To my mind Dickens' Pip comes astonishingly close.
I confess I consider characters who act according to principles* instead of according to readily justified emotion to be Mary Sues.
I don't know. There seems to me something fundamentally immature about characters whose emotions are overwhelmingly their principal justifications for what they do; we do generally try to teach two-year-olds to share their toys and don't regard their tantrums as a good thing, and I don't find a supposed adult who acts with the unmediated impulses of a two-year-old particularly sympathetic, nor credible except as a very rare case.
I am saying that all those teaching efforts can easily get lumped into Category1: 'environmental acclimatization of emotional, subjective and psychological factors' instead of Category2: 'setting up a sound platform of non-conflicting rational principles to be consciously used by the two-year old as it grows up'.
I am saying that characters who act on starting principles instead of trained subjective reasons and trained emotional responses are, in fact, overused.
I don't know. There seems to me something fundamentally immature about characters whose emotions are overwhelmingly their principal justifications for what they do; we do generally try to teach two-year-olds to share their toys and don't regard their tantrums as a good thing, and I don't find a supposed adult who acts with the unmediated impulses of a two-year-old particularly sympathetic, nor credible except as a very rare case.
However characters that rely on their logic over their emotional responses come across cold and are harder to relate to as a person. take the show Bones for example the main character is incredibly logical and relies more on her mind than on emotion, its fun to watch because it creates conflict between her and the rest of the cast who are emotional beings as well as scientific especially her partner.
I'll agree that it's a lot more difficult.
That's precisely why I think people should attempt it. There's precious little point in only taking on easy answers and solved problems. I admire a writer who can make me sympathise with and understand someone I would not normally like much more than I admire a book that is working for me because it's hitting my emotional comfort-buttons.
However characters that rely on their logic over their emotional responses come across cold and are harder to relate to as a person.
However if that was all there was to her character she would be very boring after a while, its the times when that logical mask cracks and the warm sticky emotions come flooding out do we really get to see what kind of person she is.
even Spock would let his emotions show from time to time especially when his comrades were in danger.
What you're saying is the equivalent of: If you find writing science-fiction hard, you should write science fiction. Look, Dr. Manhattan is a great character but not every story needs a Dr. Manhattan and Watchmen is good because of the abundance of characters with a list of flaws and strengths a mile long. Good writing is good writing. I don't like Harry Potter but from what little I've read I realize she has her own unique style that is entertaining even if I don't care for the subject matter.

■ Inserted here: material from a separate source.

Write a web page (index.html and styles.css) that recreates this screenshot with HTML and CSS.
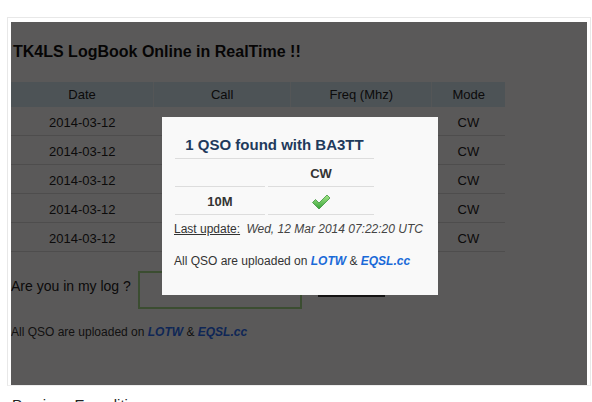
FILE: index.html
```html
<!DOCTYPE html>
<html lang="en">
<head>
    <meta charset="UTF-8">
    <title>TK4LS LogBook Online</title>
    <link rel="stylesheet" href="styles.css">
</head>
<body>
    <div class="frame">
        <div class="viewport">
            <div class="page">
                <h1>TK4LS LogBook Online in RealTime !!</h1>
                <table class="log">
                    <thead>
                        <tr><th class="c-date">Date</th><th class="c-call">Call</th><th class="c-freq">Freq (Mhz)</th><th class="c-mode">Mode</th></tr>
                    </thead>
                    <tbody>
                        <tr><td>2014-03-12</td><td></td><td></td><td>CW</td></tr>
                        <tr><td>2014-03-12</td><td></td><td></td><td>CW</td></tr>
                        <tr><td>2014-03-12</td><td></td><td></td><td>CW</td></tr>
                        <tr><td>2014-03-12</td><td></td><td></td><td>CW</td></tr>
                        <tr><td>2014-03-12</td><td></td><td></td><td>CW</td></tr>
                    </tbody>
                </table>
                <form class="search">
                    <label>Are you in my log ?</label>
                    <input type="text" class="search-input">
                    <button type="button" class="search-button"></button>
                </form>
                <p class="note">All QSO are uploaded on <a href="#">LOTW</a> &amp; <a href="#">EQSL.cc</a></p>
            </div>

            <!-- result popup over the dimmed page -->
            <div class="backdrop"></div>
            <div class="modal">
                <table class="result">
                    <tr><th colspan="2" class="result-title">1 QSO found with BA3TT</th></tr>
                    <tr><td class="r-band"></td><td class="r-mode">CW</td></tr>
                    <tr>
                        <td class="r-band">10M</td>
                        <td class="r-mode">
                            <svg class="check" width="20" height="16" viewBox="0 0 20 16">
                                <defs>
                                    <linearGradient id="g" x1="0" y1="0" x2="0" y2="1">
                                        <stop offset="0" stop-color="#a6e88a"/>
                                        <stop offset="1" stop-color="#36a238"/>
                                    </linearGradient>
                                </defs>
                                <path d="M1.5 8.5 L4.5 5.5 L8 9 L16 1 L19 4 L8 15 Z" fill="url(#g)" stroke="#2e8a2e" stroke-width="0.7" stroke-linejoin="round"/>
                            </svg>
                        </td>
                    </tr>
                </table>
                <p class="updated"><span class="updated-label">Last update:</span> <em>Wed, 12 Mar 2014 07:22:20 UTC</em></p>
                <p class="note">All QSO are uploaded on <a href="#">LOTW</a> &amp; <a href="#">EQSL.cc</a></p>
            </div>
        </div>
    </div>
    <p class="below">Previous Expeditions</p>
</body>
</html>
```

FILE: styles.css
```css
body {
    margin: 0;
    padding: 17px 0 0 7px;
    font-family: "Liberation Sans", Arial, sans-serif;
    background-color: #fff;
    color: #222;
}

.frame {
    width: 579px;
    border: 1px solid #e8e8e8;
    border-bottom-color: #eee;
    padding: 4px 0 0 3px;
}

.viewport {
    position: relative;
    width: 576px;
    height: 363px;
    overflow: hidden;
    background-color: #fff;
}

h1 {
    margin: 0;
    padding: 21px 2px 0;
    font-size: 16px;
    line-height: 18px;
    color: #111;
}

/* main log table */
.log {
    margin-top: 21px;
    width: 494px;
    border-collapse: collapse;
    font-size: 13px;
}

.log th {
    height: 25px;
    padding: 0;
    font-weight: normal;
    background-color: #d9edf7;
    border-right: 1px solid #eef6fa;
}

.log th:last-child {
    border-right: none;
}

.log .c-date { width: 143px; }
.log .c-call { width: 137px; }
.log .c-freq { width: 141px; }
.log .c-mode { width: 73px; }

.log td {
    height: 26px;
    padding: 2px 0 0;
    text-align: center;
    border-bottom: 1px solid #ddd;
}

.search {
    display: flex;
    align-items: center;
    margin: 19px 0 0;
}

.search label {
    font-size: 14px;
    margin-right: 7px;
    padding-bottom: 8px;
}

.search-input {
    box-sizing: border-box;
    width: 164px;
    height: 38px;
    border: 2px solid #a6dc8c;
    margin: 0;
}

.search-button {
    align-self: flex-start;
    margin-left: 16px;
    width: 67px;
    height: 26px;
    border: none;
    background-color: #3a3a3a;
}

.note {
    margin: 16px 0 0;
    font-size: 12px;
    color: #333;
}

.note a {
    font-weight: bold;
    font-style: italic;
    text-decoration: none;
    color: #1a6ad8;
}

.page .note a {
    color: #2a6ef5;
}

.backdrop {
    position: absolute;
    left: 0;
    top: 0;
    right: 0;
    bottom: 0;
    background-color: rgba(2, 0, 0, 0.65);
}

/* popup */
.modal {
    position: absolute;
    left: 151px;
    top: 95px;
    width: 276px;
    height: 178px;
    box-sizing: border-box;
    padding: 14px 0 0 10px;
    background-color: #f9f9f9;
}

.result {
    border-collapse: separate;
    border-spacing: 3px 0;
}

.result-title {
    padding: 5px 0;
    font-size: 15px;
    line-height: 17px;
    color: #1f3a5c;
    border-bottom: 1px solid #ddd;
}

.result td {
    height: 25px;
    padding: 2px 0 0;
    text-align: center;
    vertical-align: middle;
    font-size: 13px;
    font-weight: bold;
    color: #333;
    border-bottom: 1px solid #ddd;
}

.result .r-band { width: 90px; }
.result .r-mode { width: 106px; }

.check {
    display: block;
    margin: 0 auto;
}

.updated {
    margin: 7px 0 0 2px;
    font-size: 12px;
    line-height: 14px;
    color: #333;
}

.updated-label {
    text-decoration: underline;
}

.updated em {
    margin-left: 3px;
    color: #444;
}

.modal .note {
    margin: 18px 0 0 2px;
    line-height: 14px;
}

.below {
    margin: 10px 0 0 5px;
    font-size: 15px;
    color: #222;
}
```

I know what you mean when you talk about not taking easy answers but to each his own. Just because something is difficult doesn't mean that it is intrinsically better.

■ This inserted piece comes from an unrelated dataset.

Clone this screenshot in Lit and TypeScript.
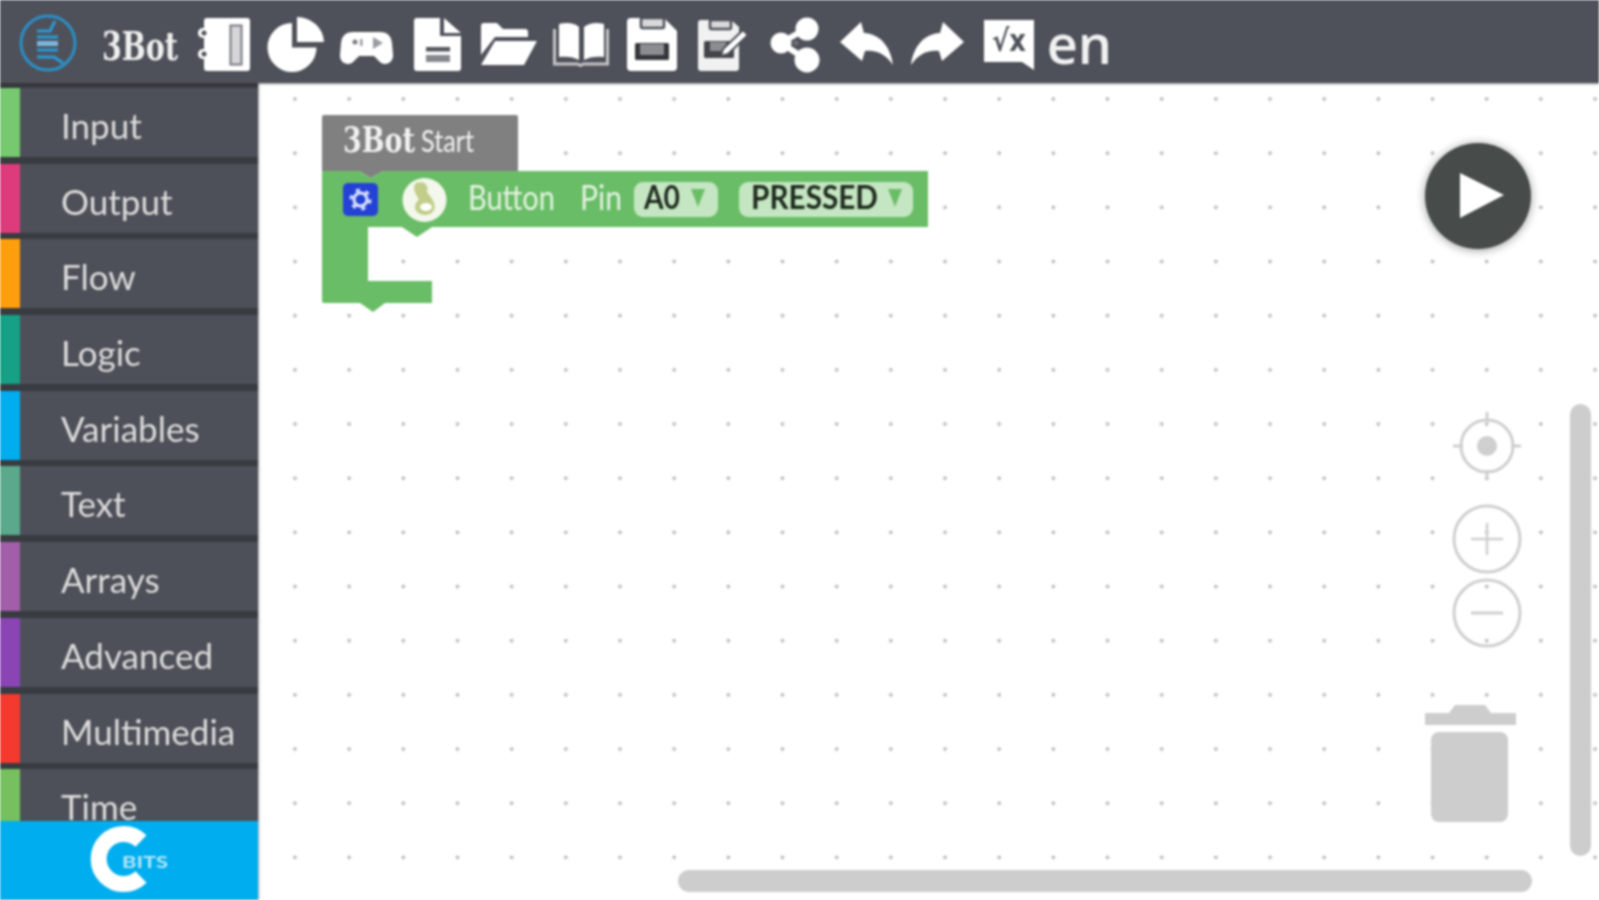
import { LitElement, html, css, svg } from "lit";
import { customElement } from "lit/decorators.js";

const categories = [
  ["Input", "#76c96f"], ["Output", "#de3b7d"], ["Flow", "#ff9e0c"], ["Logic", "#16a085"],
  ["Variables", "#00aeef"], ["Text", "#5aa98c"], ["Arrays", "#a25ea8"], ["Advanced", "#8a44b4"],
  ["Multimedia", "#f4392e"], ["Time", "#76c05f"],
];
const D = "#4d5058";
// every icon is drawn in a 56-tall box whose top lies at y=17 of the page
const icons = [
  // notebook
  { w: 52, body: svg`<path fill="#fff" d="M6 4a3 3 0 0 1 3-3h40a3 3 0 0 1 3 3v47a3 3 0 0 1-3 3H9a3 3 0 0 1-3-3z"/>
    <circle cx="5" cy="16" r="5" fill="#fff"/><circle cx="5" cy="37" r="5" fill="#fff"/>
    <circle cx="6" cy="16" r="2.500" fill="${D}"/><circle cx="6" cy="37" r="2.500" fill="${D}"/>
    <rect x="32.500" y="8.500" width="11" height="39" fill="#d6d6d8" stroke="#77797f" stroke-width="2"/>` },
  // pie
  { w: 57, body: svg`<path fill="#fff" d="M25 6a24.500 24.500 0 1 0 24.500 24.500H25z"/><path fill="#fff" d="M30 0a27 26 0 0 1 27 25H30z"/>` },
  // gamepad
  { w: 53, body: svg`<path fill="#fff" d="M13 15h27c8 0 11 4 12 11l1 12c.5 7-7 12-13 7l-6-6H19l-6 6c-6 5-13.500 0-13-7l1-12c1-7 4-11 12-11z"/>
    <circle cx="15" cy="25" r="2.500" fill="#777981"/><rect x="20" y="22" width="2.500" height="7" fill="#9a9ca1"/><path d="M33 20l10 6-10 6z" fill="#9a9ca1"/>` },
  // file
  { w: 47, body: svg`<path fill="#fff" d="M3 1h23v18h21v32a3 3 0 0 1-3 3H3a3 3 0 0 1-3-3V4a3 3 0 0 1 3-3z"/><path fill="#fff" d="M30 1l17 15H30z"/>
    <rect x="12" y="30" width="24" height="4.500" fill="#55575e"/><rect x="12" y="38" width="24" height="7" fill="#86888d"/>` },
  // folder open
  { w: 56, body: svg`<path fill="#fff" d="M0 9a3 3 0 0 1 3-3h13l6 6h22a3 3 0 0 1 3 3v5H14L0 38z"/><path fill="#fff" d="M14 24h42L43 48H0z"/>` },
  // book
  { w: 56, body: svg`<path fill="#fff" d="M6 7c8-2 16-1 20 3v33c-5-3-12-4-20-3z"/><path fill="#fff" d="M31 10c5-4 12-5 20-3v33c-8-1-15 0-20 3z"/>
    <path d="M1.500 12v35h23l3 1.500 3-1.500h24V12" fill="none" stroke="#c4c5c7" stroke-width="3"/>` },
  // floppy
  { w: 50, body: svg`<path fill="#fff" d="M4 1h33l13 13v36a4 4 0 0 1-4 4H4a4 4 0 0 1-4-4V5a4 4 0 0 1 4-4z"/>
    <rect x="14" y="1" width="23" height="10" rx="1.500" fill="#d9d9db" stroke="${D}" stroke-width="2.500"/>
    <rect x="8" y="26" width="34" height="17" rx="1.500" fill="#34363b"/><rect x="13" y="27" width="24" height="11" fill="#8b8d91"/>` },
  // edit
  { w: 50, body: svg`<path fill="#f1f1f2" d="M3 3h30l8 7v41a3 3 0 0 1-3 3H3a3 3 0 0 1-3-3V6a3 3 0 0 1 3-3z"/>
    <rect x="12" y="3" width="21" height="9" rx="1.500" fill="#d9d9db" stroke="${D}" stroke-width="2.500"/>
    <rect x="6" y="24" width="30" height="17" rx="1.500" fill="#43454b"/><rect x="12" y="25" width="16" height="9" fill="#8b8d91"/>
    <path d="M25 32l20-19 5 5-20 19-7 2z" fill="#fff" stroke="${D}" stroke-width="2"/>` },
  // share
  { w: 47, body: svg`<path stroke="#fff" stroke-width="6" d="M10 26L36 11M10 26l26 17"/><circle cx="36" cy="12" r="11.500" fill="#fff"/><circle cx="36" cy="43" r="12.500" fill="#fff"/><circle cx="10" cy="26" r="10.500" fill="#fff"/><circle cx="25" cy="26" r="2.500" fill="#6f7177"/>` },
  // undo
  { w: 53, body: svg`<path fill="#fff" d="M0 25L21 5l3 11c18 1 27 16 29 32-7-10-15-15-28-14l-3 10z"/>` },
  // redo
  { w: 53, body: svg`<path fill="#fff" d="M53 25L32 5l-3 11C11 17 2 32 0 48c7-10 15-15 28-14l3 10z"/>` },
  // formula bubble
  { w: 50, body: svg`<path fill="#fff" d="M0 3h50v50l-12-8H0z"/><text x="25" y="34" class="fx" text-anchor="middle" textLength="34" lengthAdjust="spacingAndGlyphs">√x</text>` },
];

@customElement("app-root")
export class AppRoot extends LitElement {
  static styles = css`
    :host { display: block; width: 1599px; height: 900px; overflow: hidden; font-family: Lato, "Liberation Sans", sans-serif; background: #fff; filter: blur(1px); }
    .app { display: grid; grid-template-rows: 83px 1fr; width: 1599px; height: 900px; }
    .bar { display: flex; align-items: flex-start; background: #4e5159; padding: 17px 0 0 19px; box-shadow: 0 1px 2px #3338; z-index: 2; }
    .logo { width: 58px; height: 56px; flex: none; overflow: visible; }
    .brand { display: block; width: 86px; height: 56px; flex: none; margin: 0 0 0 25px; overflow: visible; }
    .brand text { fill: #f0f0f0; font: 700 40px "DejaVu Serif", serif; }
    .slot { width: 71.4px; flex: none; display: flex; justify-content: center; }
    .slot svg { display: block; overflow: visible; }
    .fx { font: 700 30px "DejaVu Sans", sans-serif; fill: #4e5159; }
    .lang { font: 600 54px/56px "Open Sans", sans-serif; color: #f1f1f1; margin: -2px 0 0 2px; }
    .main { display: grid; grid-template-columns: 258px 1fr; min-height: 0; }
    .side { display: flex; flex-direction: column; min-height: 0; background: #383b40; box-shadow: 1px 0 2px #5558; z-index: 1; }
    .list { flex: 1; min-height: 0; overflow: hidden; padding-top: 5px; display: flex; flex-direction: column; gap: 6.7px; }
    .row { flex: none; height: 69px; display: flex; align-items: center; background: #4d5058; }
    .swatch { width: 20px; align-self: stretch; }
    .label { margin-left: 41px; font-size: 35px; color: #dcdcdc; padding-top: 5px; }
    .foot { height: 79px; flex: none; background: #00aeef; }
    .foot svg { display: block; width: 258px; height: 79px; }
    .bits { font: 700 17px Lato, sans-serif; fill: #b9e6fa; }
    .ws { display: block; width: 1341px; height: 817px; }
    .hat { font: 700 36px "DejaVu Serif", serif; fill: #f2f2f2; }
    .hat2 { font: 400 30px Lato, sans-serif; fill: #f2f2f2; }
    .bl { font: 400 34px Lato, sans-serif; fill: #e3f3e1; }
    .val { font: 700 33px Lato, sans-serif; fill: #1e2b1e; }
  `;

  render() {
    return html`<div class="app">
      <header class="bar">
        <svg class="logo" viewBox="0 0 58 56">
          <circle cx="29" cy="26" r="27" fill="none" stroke="#2b8fc8" stroke-width="3"/>
          <path d="M18 14h13l5-10M18 40h17l9 6" fill="none" stroke="#2b9ad8" stroke-width="3"/>
          <path d="M18 20h21M18 33h21" stroke="#2b9ad8" stroke-width="3"/>
          <path d="M18 26.500h21" stroke="#7bb7dd" stroke-width="5"/>
        </svg>
        <svg class="brand" viewBox="0 0 86 56"><text x="0" y="43" textLength="76" lengthAdjust="spacingAndGlyphs">3Bot</text></svg>
        ${icons.map(i => html`<div class="slot"><svg width=${i.w} height="56" viewBox="0 0 ${i.w} 56">${i.body}</svg></div>`)}
        <span class="lang">en</span>
      </header>
      <div class="main">
        <nav class="side">
          <div class="list">
            ${categories.map(([n, c]) => html`<div class="row"><span class="swatch" style="background:${c}"></span><span class="label">${n}</span></div>`)}
          </div>
          <div class="foot">
            <svg viewBox="0 821 258 79">
              <path d="M141 841A25 25 0 1 0 141 877" fill="none" stroke="#fff" stroke-width="16"/>
              <text x="122" y="868" class="bits" textLength="46" lengthAdjust="spacingAndGlyphs">BITS</text>
            </svg>
          </div>
        </nav>
        <svg class="ws" viewBox="258 83 1341 817">
          <defs>
            <pattern id="dots" x="268" y="72" width="54.17" height="54.17" patternUnits="userSpaceOnUse">
              <path d="M27 25v4M25 27h4" stroke="#a8a8a8" stroke-width="1.300"/>
            </pattern>
          </defs>
          <rect x="258" y="83" width="1341" height="817" fill="url(#dots)"/>

          <path fill="#808080" d="M322 117a2 2 0 0 1 2-2h192a2 2 0 0 1 2 2v54H383l-12 7-12-7h-37z"/>
          <text x="343" y="152" class="hat" textLength="72" lengthAdjust="spacingAndGlyphs">3Bot</text>
          <text x="421" y="152" class="hat2" textLength="53" lengthAdjust="spacingAndGlyphs">Start</text>

          <path fill="#69bd66" d="M322 171h37l12 7 12-7h545v56H432l-15 10-15-10h-34v54h64v22h-47l-12 9-13-9h-36a2 2 0 0 1-2-2z"/>
          <rect x="343" y="183" width="35" height="33" rx="5" fill="#2442d6"/>
          <circle cx="360.500" cy="199.500" r="6.500" fill="none" stroke="#dfe6ff" stroke-width="3"/>
          <circle cx="360.500" cy="199.500" r="9.500" fill="none" stroke="#dfe6ff" stroke-width="3" stroke-dasharray="4 5.950"/>
          <circle cx="424.500" cy="200" r="22" fill="#f4f7ec"/>
          <path fill="#c1cd88" d="M416 183c9-3 13 3 11 9l5 7c5 7 3 15-6 16-9 0-13-6-10-12l3-4c-4-5-7-12-3-16z"/>
          <ellipse cx="426" cy="207" rx="6" ry="4" fill="#fff"/>
          <text x="468" y="210" class="bl" textLength="87" lengthAdjust="spacingAndGlyphs">Button</text>
          <text x="580" y="210" class="bl" textLength="42" lengthAdjust="spacingAndGlyphs">Pin</text>
          <rect x="634" y="182" width="84" height="35" rx="9" fill="#c5e6c2"/>
          <text x="644" y="209" class="val" textLength="36" lengthAdjust="spacingAndGlyphs">A0</text>
          <path d="M691 189h14l-7 18z" fill="#69bd66"/>
          <rect x="739" y="182" width="174" height="35" rx="9" fill="#c5e6c2"/>
          <text x="751" y="209" class="val" textLength="127" lengthAdjust="spacingAndGlyphs">PRESSED</text>
          <path d="M888 189h14l-7 18z" fill="#69bd66"/>

          <circle cx="1478" cy="196" r="53" fill="#474c4a" style="filter:drop-shadow(0 1px 5px #0006)"/>
          <path d="M1460 173l44 22-44 23z" fill="#fff"/>

          <g fill="none" stroke="#cfcfcf" stroke-width="3">
            <circle cx="1487" cy="446" r="26"/>
            <path d="M1487 412v10M1487 470v10M1453 446h10M1511 446h10"/>
            <circle cx="1487" cy="539" r="33"/>
            <path d="M1471 539h32M1487 523v32" stroke-width="2.500"/>
            <circle cx="1487" cy="613" r="33"/>
            <path d="M1471 613h32" stroke-width="3"/>
          </g>
          <circle cx="1487" cy="446" r="10" fill="#cfcfcf"/>
          <g fill="#cdcdcd">
            <path d="M1425 713h24l6-8h30l6 8h25v12h-91z"/>
            <rect x="1431" y="732" width="77" height="90" rx="8"/>
            <rect x="1570" y="404" width="21" height="452" rx="10.500"/>
            <rect x="678" y="870" width="854" height="22" rx="11"/>
          </g>
        </svg>
      </div>
    </div>`;
  }
}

I think that if you're serious about writing as well as you can, you keep trying new challenges and not settling for easy options. In the same way that one can't really train up to being an Olympic runner by setting the target of one's training at outrunning half a dozen random passers-by.
Also, you have to remember target audience. If you go overboard on emphasizing a certain intellectual aspect of your writing, you're gonna be limiting yourself to the 0.2% of readers who will notice and appreciate that. The others will get bored or find your writing tedious. That's just fine, but it's a good fact to keep in mind, particularly as a fledgeling fiction writer.
It's not possible to write a bestseller by setting out to write a by-the-numbers bestseller. That much is solid.
You stand much more chance of taking off if you write the stories that work for you than defining the stories you tell solely by what's marketable.
Intrinsically better for a reader, no, of course not.
Intrinsically better for a writer... I do actually believe so. I think that if you're serious about writing as well as you can, you keep trying new challenges and not settling for easy options. In the same way that one can't really train up to being an Olympic runner by setting the target of one's training at outrunning half a dozen random passers-by.
Some time ago we were talking of Jack Chalker's work and you used the term YKIOK. At the time I understood you to mean 'kink' in the sense of story twist.
Did you instead mean 'kink' as in perceptual kink, the kink in our, the readers', personal context as the artist proceeds to expand said context? The same kink Proust tries to explain when he talks of Renoir?
Er, minor correction there 1EJ - serious writers usually have a serious, solid goal in mind.
Noodling maybe not but if you've got to turn out an article or term paper or some such thing yes.
It's not possible to write a bestseller by setting out to write a by-the-numbers bestseller. That much is solid.
You stand much more chance of taking off if you write the stories that work for you than defining the stories you tell solely by what's marketable.
Sure there's the goal of churning something out but what that is and how you do it are things you can control. I wasn't entirely clear on that point, you are correct. In my mind it is the difference between Olympic racing and parkour. You can be good at it but there are a lot of right ways to do it.
As for journalism and papers and the like I honestly hadn't been considering those. I completely concede to that point, just making that clear.